The whole endeavour of this staging at the Menier Chocolate Factory springboards from White’s ingenious framing device which makes the piece work despite a lack of any expansive action in a small space configured as traverse. He and designer Paul Farnsworth develop the plot as though it were an art installation in a museum. The first actors we see are museum-goers dressed like us, and we are asked to imagine ourselves among their number. The visitors look at paintings on the imaginary walls in front of us. Farnsworth includes traditional ink-wash landscapes of mountain scenes on screens and steel lattice work. His approach is uncomplicated and effective, with the ruse of an enormous sheet to represent the prow of a ship proving effective. The piece quickly immerses us aurally, be it the sound of rice spilling from sacks or “the languorous whispering of a geisha”. Music and percussive effects come from an orchestra loft with Paul Bogaev (from keyboard) leading a band of eight.
Pulling the strings (not literally though props by Jamie Owens include a puppet from the Kabuki tradition) is Jon Chew as the Reciter. I loved the gag that he is in charge of the installation via a remote control console which at one point is wrested from him by Saori Oda as the shogun. (There are several gender changes.) Last seen in The Good Person of Szechwan, Chew emphasizes in his distancing from the action what I think is White’s Brechtian take, with stagehands entering repeatedly to move the set while the house lights are up. Chew almost sits on the rhythms of Jonathan Tunick’s orchestrations and Ashley Nottingham’s choreography as he propels the narrative. I intuited that he is conjuring the whole thing up in his mind’s eye.
Lighting design by Paul Pyant ranges from the fire that spits from the funnels of the warships to dawn in beach scenes involving coppery tones. Occasionally his spotlights dance off the bronze objects in abstract geometrical shapes which reinforce the idea that the museum we are in has exhibits of all kinds. Characters from the court of the shogun enter from a circular door at one end which opens in horizontal halves.

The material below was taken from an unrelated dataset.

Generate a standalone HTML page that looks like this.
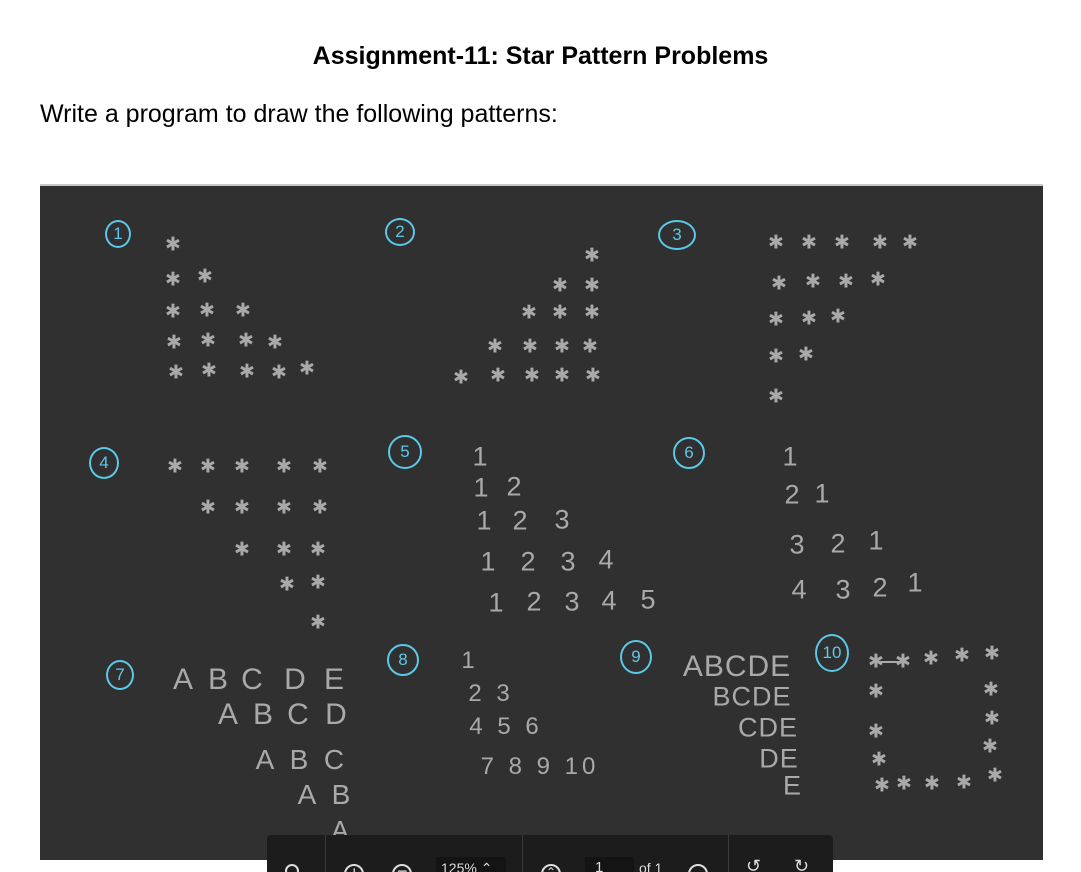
<!DOCTYPE html>
<html><head><meta charset="utf-8"><style>
html,body{margin:0;padding:0;background:#fff;width:1081px;height:872px;overflow:hidden;position:relative;font-family:"Liberation Sans",sans-serif}
h1{position:absolute;top:42px;left:0;width:1081px;text-align:center;font-size:25px;font-weight:bold;margin:0;color:#000}
.sub{position:absolute;top:100px;left:40px;font-size:25px;color:#000}
.board{position:absolute;left:40px;top:184px;width:1003px;height:676px;background:#303030;border-top:2px solid #c8c8c8;box-sizing:border-box}
.a{position:absolute;transform:translate(-50%,-50%);color:#a9a9a9;line-height:1;white-space:nowrap}
.s{font-family:"DejaVu Sans",sans-serif;font-size:19px;font-weight:bold}
.t{font-family:"Liberation Sans",sans-serif;font-size:27px;letter-spacing:0}
.c{position:absolute;transform:translate(-50%,-50%);border:2.5px solid #5cc8e8;border-radius:50%;color:#5cc8e8;font-size:17px;text-align:center;font-family:"Liberation Sans",sans-serif}
.tb{position:absolute;left:267px;top:835px;width:566px;height:37px;background:#1c1c1c;border-radius:4px 4px 0 0}
.sep{position:absolute;top:835px;width:1px;height:37px;background:#3a3a3a}
.ic{position:absolute;color:#ddd;font-size:15px;line-height:1}
.circ{position:absolute;width:20px;height:20px;border:2px solid #ddd;border-radius:50%;box-sizing:border-box}
</style></head><body>
<h1>Assignment-11: Star Pattern Problems</h1>
<div class="sub">Write a program to draw the following patterns:</div>
<div class="board"></div>

<div class="c" style="left:118px;top:234px;width:22px;height:24px;line-height:24px">1</div>
<div class="c" style="left:400px;top:232px;width:26px;height:24px;line-height:24px">2</div>
<div class="c" style="left:677px;top:235px;width:34px;height:26px;line-height:26px">3</div>
<div class="c" style="left:104px;top:463px;width:26px;height:28px;line-height:28px">4</div>
<div class="c" style="left:405px;top:452px;width:30px;height:30px;line-height:30px">5</div>
<div class="c" style="left:689px;top:453px;width:28px;height:28px;line-height:28px">6</div>
<div class="c" style="left:120px;top:675px;width:24px;height:26px;line-height:26px">7</div>
<div class="c" style="left:403px;top:660px;width:28px;height:28px;line-height:28px">8</div>
<div class="c" style="left:636px;top:657px;width:28px;height:30px;line-height:30px">9</div>
<div class="c" style="left:832px;top:653px;width:30px;height:34px;line-height:34px">10</div>

<!-- pattern 1 -->
<span class="a s" style="left:173px;top:245px">✱</span>
<span class="a s" style="left:173px;top:280px">✱</span><span class="a s" style="left:205px;top:277px">✱</span>
<span class="a s" style="left:173px;top:312px">✱</span><span class="a s" style="left:207px;top:311px">✱</span><span class="a s" style="left:243px;top:311px">✱</span>
<span class="a s" style="left:174px;top:343px">✱</span><span class="a s" style="left:208px;top:341px">✱</span><span class="a s" style="left:246px;top:341px">✱</span><span class="a s" style="left:275px;top:343px">✱</span>
<span class="a s" style="left:176px;top:373px">✱</span><span class="a s" style="left:209px;top:371px">✱</span><span class="a s" style="left:247px;top:372px">✱</span><span class="a s" style="left:279px;top:373px">✱</span><span class="a s" style="left:307px;top:369px">✱</span>

<!-- pattern 2 -->
<span class="a s" style="left:592px;top:256px">✱</span>
<span class="a s" style="left:560px;top:286px">✱</span><span class="a s" style="left:592px;top:286px">✱</span>
<span class="a s" style="left:529px;top:313px">✱</span><span class="a s" style="left:560px;top:313px">✱</span><span class="a s" style="left:592px;top:313px">✱</span>
<span class="a s" style="left:495px;top:347px">✱</span><span class="a s" style="left:530px;top:347px">✱</span><span class="a s" style="left:562px;top:347px">✱</span><span class="a s" style="left:590px;top:347px">✱</span>
<span class="a s" style="left:461px;top:378px">✱</span><span class="a s" style="left:498px;top:376px">✱</span><span class="a s" style="left:532px;top:376px">✱</span><span class="a s" style="left:562px;top:376px">✱</span><span class="a s" style="left:593px;top:376px">✱</span>

<!-- pattern 3 -->
<span class="a s" style="left:776px;top:243px">✱</span><span class="a s" style="left:809px;top:243px">✱</span><span class="a s" style="left:842px;top:243px">✱</span><span class="a s" style="left:880px;top:243px">✱</span><span class="a s" style="left:910px;top:243px">✱</span>
<span class="a s" style="left:779px;top:284px">✱</span><span class="a s" style="left:813px;top:282px">✱</span><span class="a s" style="left:846px;top:282px">✱</span><span class="a s" style="left:878px;top:280px">✱</span>
<span class="a s" style="left:776px;top:320px">✱</span><span class="a s" style="left:809px;top:319px">✱</span><span class="a s" style="left:838px;top:317px">✱</span>
<span class="a s" style="left:776px;top:357px">✱</span><span class="a s" style="left:806px;top:355px">✱</span>
<span class="a s" style="left:776px;top:397px">✱</span>

<!-- pattern 4 -->
<span class="a s" style="left:175px;top:467px">✱</span><span class="a s" style="left:208px;top:467px">✱</span><span class="a s" style="left:242px;top:467px">✱</span><span class="a s" style="left:284px;top:467px">✱</span><span class="a s" style="left:320px;top:467px">✱</span>
<span class="a s" style="left:208px;top:508px">✱</span><span class="a s" style="left:242px;top:508px">✱</span><span class="a s" style="left:284px;top:508px">✱</span><span class="a s" style="left:320px;top:508px">✱</span>
<span class="a s" style="left:242px;top:550px">✱</span><span class="a s" style="left:284px;top:550px">✱</span><span class="a s" style="left:318px;top:550px">✱</span>
<span class="a s" style="left:287px;top:585px">✱</span><span class="a s" style="left:318px;top:583px">✱</span>
<span class="a s" style="left:318px;top:623px">✱</span>

<!-- pattern 5 -->
<span class="a t" style="left:480px;top:457px">1</span>
<span class="a t" style="left:481px;top:488px">1</span><span class="a t" style="left:514px;top:487px">2</span>
<span class="a t" style="left:484px;top:521px">1</span><span class="a t" style="left:520px;top:521px">2</span><span class="a t" style="left:562px;top:520px">3</span>
<span class="a t" style="left:488px;top:562px">1</span><span class="a t" style="left:528px;top:562px">2</span><span class="a t" style="left:568px;top:562px">3</span><span class="a t" style="left:606px;top:560px">4</span>
<span class="a t" style="left:496px;top:603px">1</span><span class="a t" style="left:534px;top:602px">2</span><span class="a t" style="left:572px;top:602px">3</span><span class="a t" style="left:609px;top:601px">4</span><span class="a t" style="left:648px;top:600px">5</span>

<!-- pattern 6 -->
<span class="a t" style="left:790px;top:457px">1</span>
<span class="a t" style="left:792px;top:495px">2</span><span class="a t" style="left:822px;top:494px">1</span>
<span class="a t" style="left:797px;top:545px">3</span><span class="a t" style="left:838px;top:544px">2</span><span class="a t" style="left:876px;top:541px">1</span>
<span class="a t" style="left:799px;top:590px">4</span><span class="a t" style="left:843px;top:590px">3</span><span class="a t" style="left:880px;top:588px">2</span><span class="a t" style="left:915px;top:583px">1</span>

<!-- pattern 7 -->
<span class="a t" style="left:183px;top:680px;font-size:30px">A</span><span class="a t" style="left:218px;top:680px;font-size:30px">B</span><span class="a t" style="left:252px;top:680px;font-size:30px">C</span><span class="a t" style="left:295px;top:680px;font-size:30px">D</span><span class="a t" style="left:334px;top:680px;font-size:30px">E</span>
<span class="a t" style="left:228px;top:715px;font-size:30px">A</span><span class="a t" style="left:263px;top:715px;font-size:30px">B</span><span class="a t" style="left:298px;top:715px;font-size:30px">C</span><span class="a t" style="left:336px;top:715px;font-size:30px">D</span>
<span class="a t" style="left:265px;top:760px;font-size:28px">A</span><span class="a t" style="left:299px;top:760px;font-size:28px">B</span><span class="a t" style="left:334px;top:760px;font-size:28px">C</span>
<span class="a t" style="left:307px;top:795px;font-size:28px">A</span><span class="a t" style="left:341px;top:795px;font-size:28px">B</span>
<span class="a t" style="left:340px;top:830px;font-size:26px">A</span>

<!-- pattern 8 -->
<span class="a t" style="left:468px;top:661px;font-size:24px">1</span>
<span class="a t" style="left:491px;top:694px;font-size:24px;letter-spacing:4px">2 3</span>
<span class="a t" style="left:506px;top:727px;font-size:24px;letter-spacing:4px">4 5 6</span>
<span class="a t" style="left:540px;top:767px;font-size:24px;letter-spacing:4px">7 8 9 10</span>

<!-- pattern 9 -->
<span class="a t" style="left:737px;top:667px;font-size:30px;letter-spacing:1px">ABCDE</span>
<span class="a t" style="left:752px;top:697px;font-size:27px;letter-spacing:1px">BCDE</span>
<span class="a t" style="left:768px;top:728px;font-size:27px;letter-spacing:1px">CDE</span>
<span class="a t" style="left:779px;top:759px;font-size:27px;letter-spacing:1px">DE</span>
<span class="a t" style="left:792px;top:786px;font-size:27px">E</span>

<!-- pattern 10 -->
<span class="a s" style="left:876px;top:662px">✱</span><span class="a s" style="left:903px;top:662px">✱</span><span class="a s" style="left:931px;top:659px">✱</span><span class="a s" style="left:962px;top:656px">✱</span><span class="a s" style="left:992px;top:654px">✱</span>
<div style="position:absolute;left:878px;top:661px;width:28px;height:2px;background:#a9a9a9"></div>
<span class="a s" style="left:876px;top:692px">✱</span><span class="a s" style="left:876px;top:732px">✱</span><span class="a s" style="left:879px;top:760px">✱</span>
<span class="a s" style="left:991px;top:690px">✱</span><span class="a s" style="left:992px;top:719px">✱</span><span class="a s" style="left:990px;top:747px">✱</span>
<span class="a s" style="left:882px;top:786px">✱</span><span class="a s" style="left:904px;top:784px">✱</span><span class="a s" style="left:932px;top:784px">✱</span><span class="a s" style="left:964px;top:783px">✱</span><span class="a s" style="left:995px;top:776px">✱</span>

<!-- toolbar -->
<div class="tb"></div>
<div class="sep" style="left:325px"></div>
<div class="sep" style="left:522px"></div>
<div class="sep" style="left:728px"></div>
<div style="position:absolute;left:436px;top:857px;width:70px;height:15px;background:#141414"></div>
<div style="position:absolute;left:585px;top:857px;width:49px;height:15px;background:#141414"></div>
<div class="circ" style="left:285px;top:864px;width:14px;height:14px"></div>
<div class="circ" style="left:344px;top:864px"></div><span class="ic" style="left:349px;top:864px;font-size:18px">+</span>
<div class="circ" style="left:392px;top:864px"></div><span class="ic" style="left:397px;top:862px;font-size:18px">−</span>
<span class="ic" style="left:441px;top:861px;font-size:14px">125% ⌃</span>
<div class="circ" style="left:541px;top:864px"></div><span class="ic" style="left:546px;top:866px;font-size:12px">⌃</span>
<span class="ic" style="left:595px;top:860px;font-size:15px">1</span>
<span class="ic" style="left:639px;top:861px;font-size:14px">of 1</span>
<div class="circ" style="left:688px;top:864px"></div>
<span class="ic" style="left:746px;top:857px;font-size:18px">↺</span>
<span class="ic" style="left:794px;top:857px;font-size:18px">↻</span>
</body></html>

Joaquin Pedro Valdes excels as the historical character Nakahama Manjirō. A young fisherman who got into trouble and was rescued by an American whaler, he was educated in Massachusetts. Manjirō returns in a Western naval tunic speaking perfect English and has an important intermediary role to play. Valdes works closely with Takuro Ohno whose character is co-opted by court officials to be a statesman-cum-policeman who must protect the country’s interests. There is observant multi-faceted acting (in contrast with the deliberate broad brush elsewhere) as Ohno is shown at home brooding over his new responsibilities.
Luoran Ding (facing).
Photo credit: Manuel Harlan.
As the action moves to the late nineteenth century and just as we would welcome a change of gear, Sondheim and Weidman treat us to a Gilbert and Sullivan pastiche patter song. (It’s an obvious choice in light of The Mikado I suppose.) “Please, hello I come with letters from her Majesty Victoria, who learning how you’re trading now sang Hallelujah Gloria, and sent me to convey to you her positive euphoria, as well as little gifts from Britain’s various emporia.” Syllable-perfect but in no way flamboyant.
The 105 minutes with no interval hurtle forward at the close with Leo Flint’s video projection showing us a Japanization process as US and European culture assimilates elements of Japanese fashion, tradition and modes of expression though this steers clear of weightier political or economic elements. I shouldn’t ventriloquize for Sondheim in terms of the current political climate and Japan’s future but can hardly fail to note current tension between Japan and Russia over territories such as the Kuril Islands. I don’t know if Vladimir Putin ever quotes Savoy operas, but I left pondering Putin’s ambitions as a latter-day czar and found myself humming lines from the cod W.S. Gilbert we have enjoyed here: “We don’t foresee that you will be the least bit argumentative, / So please ignore the man-of-war we brought as a preventative.”